Laying foundations for growth

| Anthony Wallace

People sitting in chairs looking at a stage

None of the Above (NOTA), the University of Wisconsin-Eau Claire’s completely student-run art, literature, and music publication entered its 53rd year of existence in 2022. The product of collaboration and creativity from students across disciplines, NOTA showcases self-expression and affirms the value of togetherness by publishing student work biannually. Like other student organizations, NOTA experienced hardships during the COVID-19 pandemic. Amid life-altering circumstances, NOTA managed to maintain the organization’s spirit and provided a platform for students to share and unite amidst common struggles.

Current NOTA Editor in Chief Elise Eystad started with the organization as a contributor in 2019. Eystad found NOTA through an English Department presentation at the beginning of her first semester at UWEC. She remembers the lively open reads at The Cabin and still feels the excitement of seeing two of her poems published by NOTA. Even to her, however, those memories are distant, jogged every so often by looking at old event posters in the NOTA office.

Eystad worked as an intern during the Spring semester of 2020, the first semester of the pandemic. “We had just finished up our selection process, thankfully, but now we had no way to print the books because a class at UW-Stout had been making the books and all of their students were also sent home.”

Bethany Mennecke, NOTA’s current Art Director, applied to work as a graphic designer that same semester. Her work began as those cherished memories began fading in the midst of NOTA’s new chapter, “When I joined, everything was virtual: Zoom meetings and open reads, virtual books, no print advertising.”

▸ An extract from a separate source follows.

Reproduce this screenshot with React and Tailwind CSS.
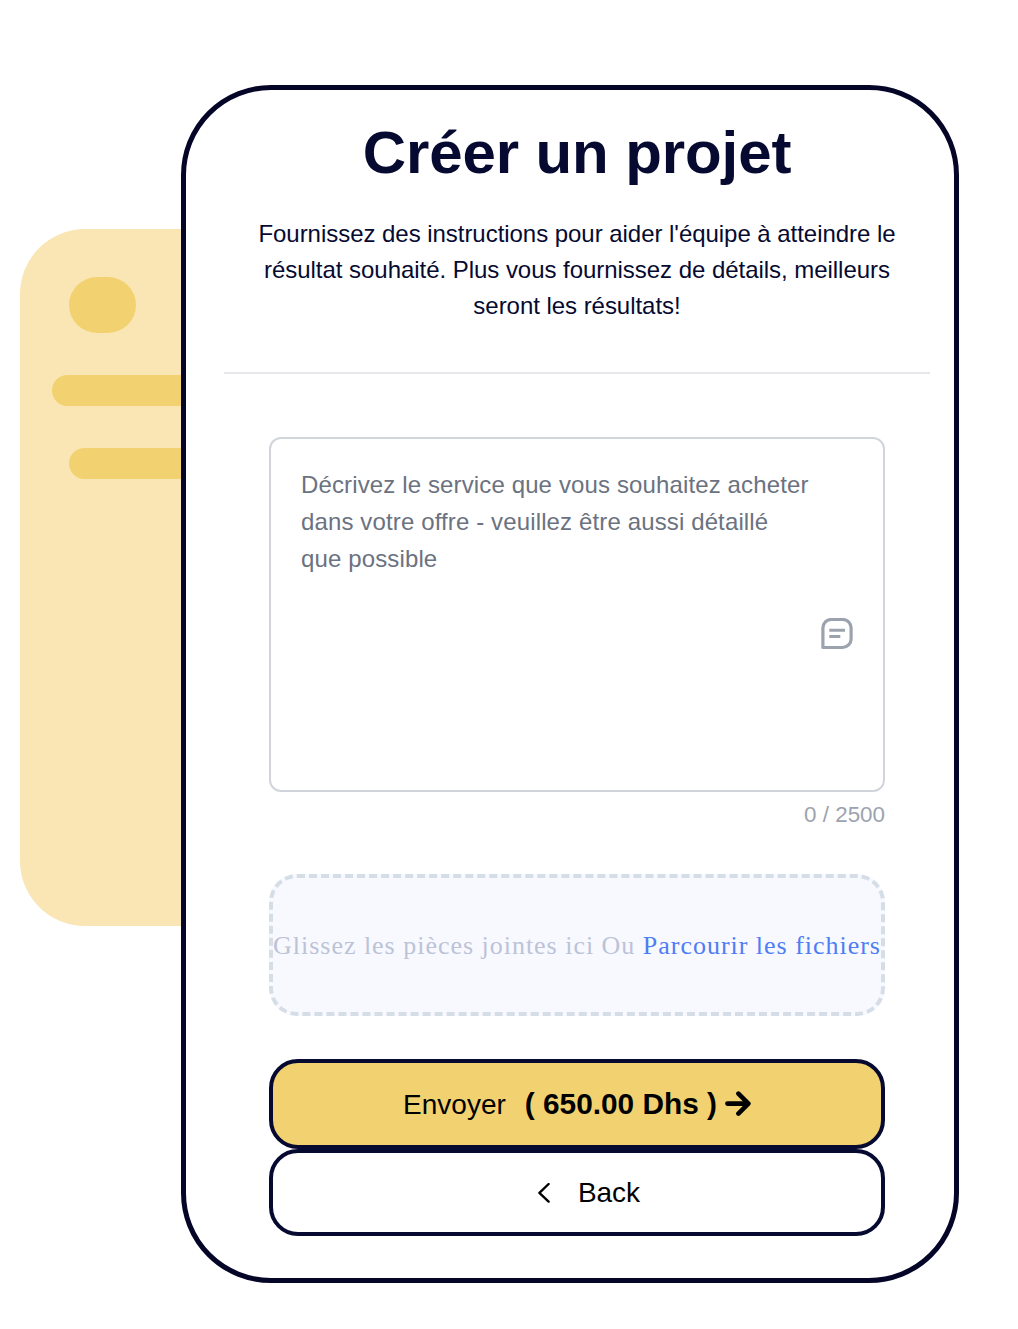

NOTA experienced waning membership and event attendance after the onset of the pandemic. Still, as the finger snaps and The Cabin’s hued lights were lost, NOTA began to serve a new purpose for student voices.

Facing continued health and safety concerns, racial injustice, and political strife, Mennecke found that many artists' submissions were the result of students trying new hobbies and searching for passions amidst change; others commented on the issues facing our university, the nation, and the world at large. Eystad continues to see “that a lot of students are still writing about the pandemic in a background sort of way--it may not take center stage in a lot of the submissions, but it’s the setting to which their story, art, music, or poetry exists.”

Even after being pulled apart by COVID-19, racial injustice, and political division, students found inspiration and togetherness in None of the Above.

In the Fall of 2021, after almost two years of fully virtual events, NOTA returned to The Cabin. While encouraged by the passion of the students returning to, and discovering NOTA for the first time, Elise has her eyes on the future: “My team and I are just trying to lay a foundation for growth this year, but I’m hopeful that the next couple of years will bring new leaders who are excited at the possibility of expanding NOTA once again.”